We are writing to you to alert you to what appears to be a heritage travesty in the making, caused by the stampede to build across green belt close to villages in the South of England.

We have written to the Secretary of State for Housing Communities and Local Government requesting a call in of the above application, which we understand from the Ministry of Housing would now be at the point where Reserved Matters are applied for by the developer and well before such an application went to Committee at Wealden District Council.

Please find enclosed copy of our letter to Greg Chuter (the County Archaeologist at East Sussex County Council) dated July 23 2018 and his letter dated July 18 2018. Please also find enclosed copy of our letter to the Right Hon James Brokenshire MP dated June 30 2018 and the reply from the Ministry of Housing dated July 12 2018.

Our concerns are stated in the above communications, where the water supplies from these old wells are that we rely on. We are of course keen to preserve the well intact and working as part of the local heritage, to include bottling of water, that appears to have taken place previously on this site.

The proposal as it stands conflicts with National policies as per the Framework document, where the proposed development could have significant effects beyond the immediate boundary of the proposed development site, in that blocking off of most of the land above from ground soakage with hardstandings and drainage gullies, while at the same time allowing pesticide and herbicide contamination of the reduced (garden) areas, is a sure recipe to poison the old well for all time, unless conditions are applied to prevent that from happening, such as the relocation of houses to preserve the existing unsullied ground water drainage.

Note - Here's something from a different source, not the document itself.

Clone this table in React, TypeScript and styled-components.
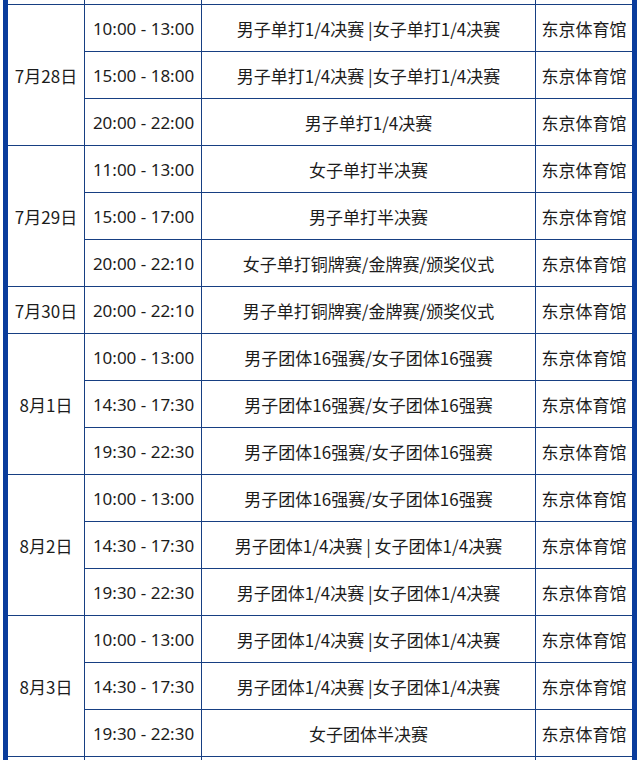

Unfortunately, in the Conditions attaching to this Outline application, there is no mention of the old wells and that they supply water to a number of entities in Lime Park. That being the case, there is no scope for an appropriate condition where the Grant appears to be defective in that there is no such inclusion.


The NPPF is plain as to the need to protect historic assets as being irreplaceable. The Generating complex is not Nationally important at the moment, but could well become so in the future as other early electricity generating sites are lost to development.

Section 12 of NPPF @ paragraphs 128 and 129 spells out what is required when considering a site that impacts on a heritage asset. In this case although the developer knew of the well from the photographs in their consultant’s report, no field evaluation took place prior to the Committee hearing this application. It may be therefore that their decision is ultra vires.

With reference to paragraph 135, where no mention was made of the wells and current water supply, it would have been impossible for Wealden’s planning Committee to reach a balanced judgement as to the scale of loss of the working well in this location, once again invalidating the Grant of permission.

The Generating building is on a Monument Protection Programme along with Rudyard Kipling’s “Batemans” and Battersea Power Station, of that the County Archaeologist is aware.

We are also concerned as to sustainability, where a development such as that proposed wipes out other sustainable units in depriving them of their historic water supplies.

We wonder if, in the circumstances described it might be appropriate for the DCMS to take a look at how and why such an important consideration was overlooked by the local authority and the applicant’s heritage consultants.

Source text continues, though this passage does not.